Bienvenido a Bear´s Town. "Si tienes un grupo de personas que viven en el bosque y cada una maneja la comida y residuos a su manera, esencialmente estás enseñando a los osos que cada vivienda humana es un rompecabezas que tiene que resolver para desbloquear la carga calórica. Comenzaron a tomar nota", explica el periodista. En ese escenario de libertad y autogestión totales, hubo quien optó por alimentar a los osos y quienes consideraron más oportuno dispararles, colocar trampas, arrojarles petardos o poner pimiento en sus bolsas de basura.
En 2012 uno de esos osos negros, animales que pueden pasar de los 250 kg, atacó a una mujer en su casa, algo que en Grafton no veían de nuevo desde hacía al menos un siglo. Unos años después se anotó otro ataque en un pueblo vecino.
¿Y cómo acabó la utopía? De la peor de las formas. Si lo que querían sus impulsores era dejar un ejemplo visible de las bondades del libertarismo, lo que lograron fue todo lo contrario: mostrar al mundo que Free Town era también la ciudad de los socavones, los crímenes, los pleitos y los ataques de osos.
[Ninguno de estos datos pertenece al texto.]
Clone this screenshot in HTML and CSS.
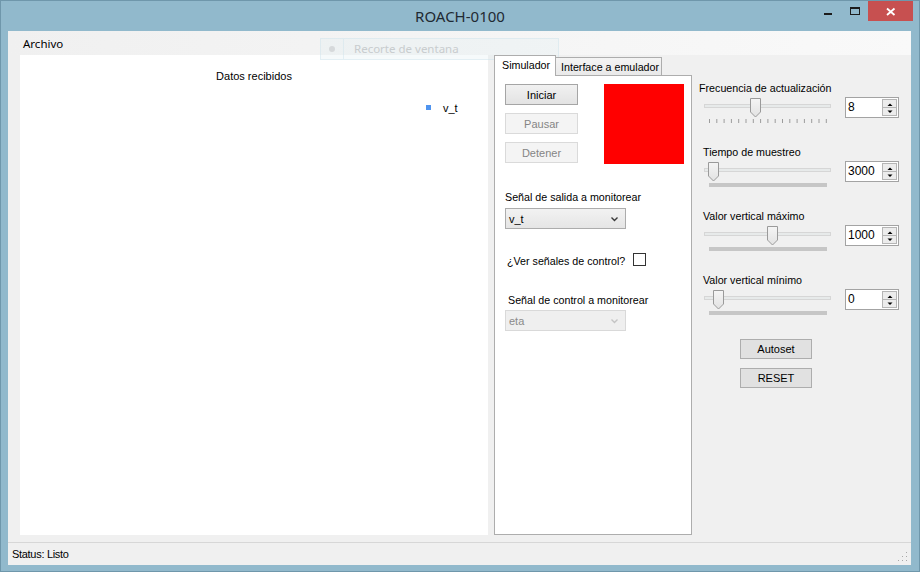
FILE: index.html
```html
<!DOCTYPE html>
<html lang="es">
<head>
<meta charset="utf-8">
<title>ROACH-0100</title>
<link rel="stylesheet" href="styles.css">
</head>
<body>
<div class="window">
  <div class="titlebar">
    <span class="title">ROACH-0100</span>
    <div class="caption">
      <div class="cap-btn cap-min"><svg width="26" height="21"><rect x="9" y="13" width="8" height="2" fill="#1c1c1c"/></svg></div>
      <div class="cap-btn cap-max"><svg width="27" height="21"><rect x="9.5" y="7.5" width="9" height="7" fill="none" stroke="#1c1c1c"/><rect x="9" y="7" width="10" height="2" fill="#1c1c1c"/></svg></div>
      <div class="cap-btn cap-close"><svg width="45" height="21"><path d="M19 8.5 L26.5 15 M26.5 8.5 L19 15" stroke="#fff" stroke-width="1.8"/></svg></div>
    </div>
  </div>
  <div class="client">
    <div class="menustrip"><span class="menu-item">Archivo</span></div>
    <div class="main">
      <div class="chart">
        <div class="chart-title">Datos recibidos</div>
        <div class="legend"><span class="legend-swatch"></span><span class="legend-text">v_t</span></div>
      </div>
      <div class="tabs">
        <div class="tab-headers">
          <div class="tab tab-active">Simulador</div>
          <div class="tab tab-inactive">Interface a emulador</div>
        </div>
        <div class="tab-page">
          <div class="top-row">
            <div class="btn-col">
              <div class="btn btn-default">Iniciar</div>
              <div class="btn btn-disabled">Pausar</div>
              <div class="btn btn-disabled">Detener</div>
            </div>
            <div class="indicator"></div>
          </div>
          <div class="field-label">Señal de salida a monitorear</div>
          <div class="combo">
            <span class="combo-text">v_t</span>
            <svg class="chev" width="9" height="6"><path d="M1.5 1.5 L4.5 4.5 L7.5 1.5" fill="none" stroke="#3a3a3a" stroke-width="1.4"/></svg>
          </div>
          <div class="check-row">
            <span class="check-label">¿Ver señales de control?</span>
            <span class="checkbox"></span>
          </div>
          <div class="field-label field-label-2">Señal de control a monitorear</div>
          <div class="combo combo-disabled">
            <span class="combo-text">eta</span>
            <svg class="chev" width="9" height="6"><path d="M1.5 1.5 L4.5 4.5 L7.5 1.5" fill="none" stroke="#c4c4c4" stroke-width="1.4"/></svg>
          </div>
        </div>
      </div>
      <div class="settings">
        <div class="group">
          <div class="group-label first">Frecuencia de actualización</div>
          <div class="slider-row">
            <div class="slider">
              <div class="track"></div>
              <svg class="thumb" style="left:46px" width="11" height="20"><defs><linearGradient id="tg" x1="0" y1="0" x2="0" y2="1"><stop offset="0" stop-color="#f5f5f5"/><stop offset="1" stop-color="#e2e2e2"/></linearGradient></defs><path d="M0.5 0.5 H10.5 V14 L5.5 19 L0.5 14 Z" fill="url(#tg)" stroke="#9a9a9a"/></svg>
            </div>
            <div class="num"><span class="num-val">8</span><div class="num-spin"><span class="spin"><svg width="14" height="8"><path d="M4.5 6 L7 3.5 L9.5 6 Z" fill="#000"/></svg></span><span class="spin"><svg width="14" height="8"><path d="M4.5 2.5 L7 5 L9.5 2.5 Z" fill="#000"/></svg></span></div></div>
          </div>
          <svg class="ticks" width="118" height="4"><g stroke="#9c9c9c" stroke-width="1"><line x1="0.5" y1="0" x2="0.5" y2="4"/><line x1="7.8" y1="0" x2="7.8" y2="4"/><line x1="15.1" y1="0" x2="15.1" y2="4"/><line x1="22.4" y1="0" x2="22.4" y2="4"/><line x1="29.7" y1="0" x2="29.7" y2="4"/><line x1="37" y1="0" x2="37" y2="4"/><line x1="44.3" y1="0" x2="44.3" y2="4"/><line x1="51.6" y1="0" x2="51.6" y2="4"/><line x1="58.9" y1="0" x2="58.9" y2="4"/><line x1="66.2" y1="0" x2="66.2" y2="4"/><line x1="73.5" y1="0" x2="73.5" y2="4"/><line x1="80.8" y1="0" x2="80.8" y2="4"/><line x1="88.1" y1="0" x2="88.1" y2="4"/><line x1="95.4" y1="0" x2="95.4" y2="4"/><line x1="102.7" y1="0" x2="102.7" y2="4"/><line x1="110" y1="0" x2="110" y2="4"/><line x1="117.3" y1="0" x2="117.3" y2="4"/></g></svg>
        </div>
        <div class="group">
          <div class="group-label">Tiempo de muestreo</div>
          <div class="slider-row">
            <div class="slider">
              <div class="track"></div>
              <svg class="thumb" style="left:4px" width="11" height="20"><path d="M0.5 0.5 H10.5 V14 L5.5 19 L0.5 14 Z" fill="url(#tg)" stroke="#9a9a9a"/></svg>
            </div>
            <div class="num"><span class="num-val">3000</span><div class="num-spin"><span class="spin"><svg width="14" height="8"><path d="M4.5 6 L7 3.5 L9.5 6 Z" fill="#000"/></svg></span><span class="spin"><svg width="14" height="8"><path d="M4.5 2.5 L7 5 L9.5 2.5 Z" fill="#000"/></svg></span></div></div>
          </div>
          <div class="tickbar"></div>
        </div>
        <div class="group">
          <div class="group-label">Valor vertical máximo</div>
          <div class="slider-row">
            <div class="slider">
              <div class="track"></div>
              <svg class="thumb" style="left:63px" width="11" height="20"><path d="M0.5 0.5 H10.5 V14 L5.5 19 L0.5 14 Z" fill="url(#tg)" stroke="#9a9a9a"/></svg>
            </div>
            <div class="num"><span class="num-val">1000</span><div class="num-spin"><span class="spin"><svg width="14" height="8"><path d="M4.5 6 L7 3.5 L9.5 6 Z" fill="#000"/></svg></span><span class="spin"><svg width="14" height="8"><path d="M4.5 2.5 L7 5 L9.5 2.5 Z" fill="#000"/></svg></span></div></div>
          </div>
          <div class="tickbar"></div>
        </div>
        <div class="group">
          <div class="group-label">Valor vertical mínimo</div>
          <div class="slider-row">
            <div class="slider">
              <div class="track"></div>
              <svg class="thumb" style="left:9px" width="11" height="20"><path d="M0.5 0.5 H10.5 V14 L5.5 19 L0.5 14 Z" fill="url(#tg)" stroke="#9a9a9a"/></svg>
            </div>
            <div class="num"><span class="num-val">0</span><div class="num-spin"><span class="spin"><svg width="14" height="8"><path d="M4.5 6 L7 3.5 L9.5 6 Z" fill="#000"/></svg></span><span class="spin"><svg width="14" height="8"><path d="M4.5 2.5 L7 5 L9.5 2.5 Z" fill="#000"/></svg></span></div></div>
          </div>
          <div class="tickbar"></div>
        </div>
        <div class="action-btns">
          <div class="btn btn-plain">Autoset</div>
          <div class="btn btn-plain">RESET</div>
        </div>
      </div>
    </div>
    <div class="statusbar">
      <span class="status-text">Status: Listo</span>
      <svg class="grip" width="10" height="10"><g fill="#a8a8a8"><rect x="8" y="0" width="1" height="1"/><rect x="8" y="4" width="1" height="1"/><rect x="8" y="8" width="1" height="1"/><rect x="4" y="4" width="1" height="1"/><rect x="4" y="8" width="1" height="1"/><rect x="0" y="8" width="1" height="1"/></g></svg>
    </div>
  </div>
  <div class="snip">
    <div class="snip-icon"><span class="snip-dot"></span></div>
    <div class="snip-text">Recorte de ventana</div>
  </div>
</div>
</body>
</html>
```
FILE: styles.css
```css
* { box-sizing: border-box; }
body {
  margin: 0;
  font-family: "Liberation Sans", Arial, sans-serif;
  font-size: 10.7px;
  color: #000;
}
.window {
  width: 920px;
  height: 572px;
  background: #91b9cc;
  border: 1px solid #6f97ab;
  display: flex;
  flex-direction: column;
  position: relative;
  overflow: hidden;
}
.titlebar {
  height: 30px;
  flex: none;
  display: grid;
  grid-template-columns: 1fr auto 1fr;
  align-items: center;
}
.title {
  grid-column: 2;
  font-family: "Noto Sans", sans-serif;
  font-size: 15px;
  color: #1f2a33;
  line-height: 20px;
  padding-bottom: 1px;
}
.caption {
  grid-column: 3;
  justify-self: end;
  align-self: start;
  display: flex;
  margin-top: -1px;
  margin-right: 6px;
}
.cap-btn { height: 21px; display: block; }
.cap-btn svg { display: block; }
.cap-min { width: 26px; }
.cap-max { width: 27px; }
.cap-close { width: 45px; background: #c75050; }

.client {
  flex: 1;
  margin: 0 8px 6px 7px;
  background: #f0f0f0;
  display: flex;
  flex-direction: column;
}
.menustrip {
  height: 24px;
  flex: none;
  background: linear-gradient(to right, #f0f0f0, #f9f9f9);
  display: flex;
  align-items: center;
  padding-left: 15px;
}
.menu-item {
  font-family: "Noto Sans", sans-serif;
  font-size: 11.5px;
  color: #000;
}
.main {
  height: 480px;
  flex: none;
  display: flex;
  padding-left: 12px;
}
.chart {
  width: 468px;
  background: #fff;
}
.chart-title {
  padding-top: 15px;
  line-height: 13px;
  text-align: center;
  font-size: 11px;
}
.legend {
  margin-top: 18px;
  display: flex;
  align-items: center;
  height: 13px;
  padding-left: 406px;
}
.legend-swatch {
  width: 5px;
  height: 5px;
  background: #4f94ef;
}
.legend-text {
  margin-left: 12px;
  font-size: 11px;
}

.tabs {
  margin-left: 6px;
  width: 198px;
  display: flex;
  flex-direction: column;
}
.tab-headers {
  height: 20px;
  flex: none;
  display: flex;
  align-items: flex-end;
  position: relative;
  z-index: 1;
}
.tab {
  border: 1px solid #adadad;
  border-bottom: none;
  white-space: nowrap;
}
.tab-active {
  width: 62px;
  height: 21px;
  margin-bottom: -1px;
  background: #fff;
  padding-left: 7px;
  line-height: 19px;
}
.tab-inactive {
  width: 107px;
  height: 18px;
  margin-left: -1px;
  background: linear-gradient(#f4f4f4, #e9e9e9);
  padding-left: 5px;
  line-height: 19px;
}
.tab-page {
  flex: 1;
  border: 1px solid #adadad;
  background: #fff;
  padding: 8px 0 0 10px;
  display: flex;
  flex-direction: column;
  align-items: flex-start;
}
.top-row { display: flex; }
.btn-col { display: flex; flex-direction: column; gap: 8px; }
.btn {
  width: 73px;
  height: 21px;
  display: flex;
  align-items: center;
  justify-content: center;
  border: 1px solid #adadad;
  font-size: 11px;
}
.btn-default {
  background: linear-gradient(#f1f1f1, #e3e3e3);
  border-color: #a5a5a5;
}
.btn-disabled {
  background: #f4f4f4;
  border-color: #dadada;
  color: #858585;
}
.indicator {
  width: 80px;
  height: 80px;
  margin-left: 26px;
  background: #ff0000;
}
.field-label {
  margin-top: 27px;
  line-height: 13px;
  white-space: nowrap;
}
.field-label-2 {
  margin-top: 28px;
  padding-left: 3px;
}
.combo {
  margin-top: 4px;
  width: 121px;
  height: 21px;
  border: 1px solid #acacac;
  background: linear-gradient(#f2f2f2, #e5e5e5);
  display: flex;
  align-items: center;
  padding-left: 3px;
  padding-right: 6px;
  font-size: 11px;
}
.combo-text { flex: 1; }
.combo-disabled {
  margin-top: 3px;
  background: #efefef;
  border-color: #d9d9d9;
  color: #8a8a8a;
}
.chev { display: block; }
.check-row {
  margin-top: 24px;
  height: 13px;
  display: flex;
  align-items: center;
}
.check-label {
  width: 128px;
  padding-left: 2px;
  padding-top: 3px;
  white-space: nowrap;
}
.checkbox {
  width: 13px;
  height: 13px;
  border: 1px solid #333;
  background: #fff;
}

.settings {
  margin-left: 7px;
  padding-top: 26px;
  display: flex;
  flex-direction: column;
}
.group {
  height: 64px;
  display: flex;
  flex-direction: column;
}
.group-label {
  line-height: 14px;
  padding-left: 4px;
  white-space: nowrap;
}
.group-label.first { padding-left: 0; }
.slider-row {
  margin-top: 1px;
  height: 22px;
  display: flex;
  padding-left: 5px;
}
.slider {
  width: 127px;
  height: 22px;
  position: relative;
}
.track {
  margin-top: 8px;
  height: 4px;
  border: 1px solid #d6d6d6;
  background: #e7eaea;
}
.thumb {
  position: absolute;
  top: 2px;
  display: block;
}
.num {
  margin-left: 14px;
  margin-top: 1px;
  width: 54px;
  height: 21px;
  border: 1px solid #a3a3a3;
  background: #fff;
  display: flex;
}
.num-val {
  flex: 1;
  padding-left: 2px;
  line-height: 19px;
  font-size: 12px;
}
.num-spin {
  width: 16px;
  display: flex;
  flex-direction: column;
  padding: 1px 1px 1px 0;
}
.spin {
  flex: 1;
  border: 1px solid #b5b5b5;
  background: #ececec;
  display: flex;
  align-items: center;
  justify-content: center;
  overflow: hidden;
}
.spin + .spin { border-top: none; }
.spin svg { display: block; }
.ticks {
  display: block;
  margin-top: 1px;
  margin-left: 10px;
}
.tickbar {
  margin-top: 1px;
  margin-left: 10px;
  width: 118px;
  height: 4px;
  background: #c6c6c6;
}
.action-btns {
  margin-top: 2px;
  margin-left: 41px;
  display: flex;
  flex-direction: column;
  gap: 9px;
}
.btn-plain {
  width: 72px;
  height: 20px;
  background: #e1e1e1;
  border-color: #adadad;
}
.statusbar {
  margin-top: 7px;
  height: 23px;
  flex: none;
  border-top: 1px solid #d7d7d7;
  display: flex;
  align-items: center;
  padding-left: 4px;
  padding-right: 3px;
}
.status-text {
  flex: 1;
  font-size: 11px;
  letter-spacing: -0.3px;
}
.grip { display: block; align-self: flex-end; margin-bottom: 3px; }

.snip {
  position: absolute;
  left: 319px;
  top: 37px;
  width: 239px;
  height: 22px;
  display: flex;
  background: rgba(226, 238, 243, 0.3);
  border: 1px solid rgba(205, 226, 236, 0.45);
}
.snip-icon {
  width: 23px;
  border-right: 1px solid rgba(205, 226, 236, 0.45);
  display: flex;
  align-items: center;
  justify-content: center;
}
.snip-dot {
  width: 6px;
  height: 6px;
  border-radius: 50%;
  background: #d6d9db;
}
.snip-text {
  padding-left: 10px;
  font-family: "Noto Sans", sans-serif;
  font-size: 11.5px;
  line-height: 20px;
  color: #c8ccce;
}
```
En 2020 Hongltz-Hetling estimaba que el proyecto podía darse por concluido desde algún momento de 2016. Otros apuntan que el sueño utópico se desvaneció antes, hacia 2014. En la web Free State Project sigue animándose a los “amantes de la libertad” a probar suerte e instalarse en New Hampshire y disfrutar de —aseguran sus promotores— "los beneficios de una mayor libertad personal y económica".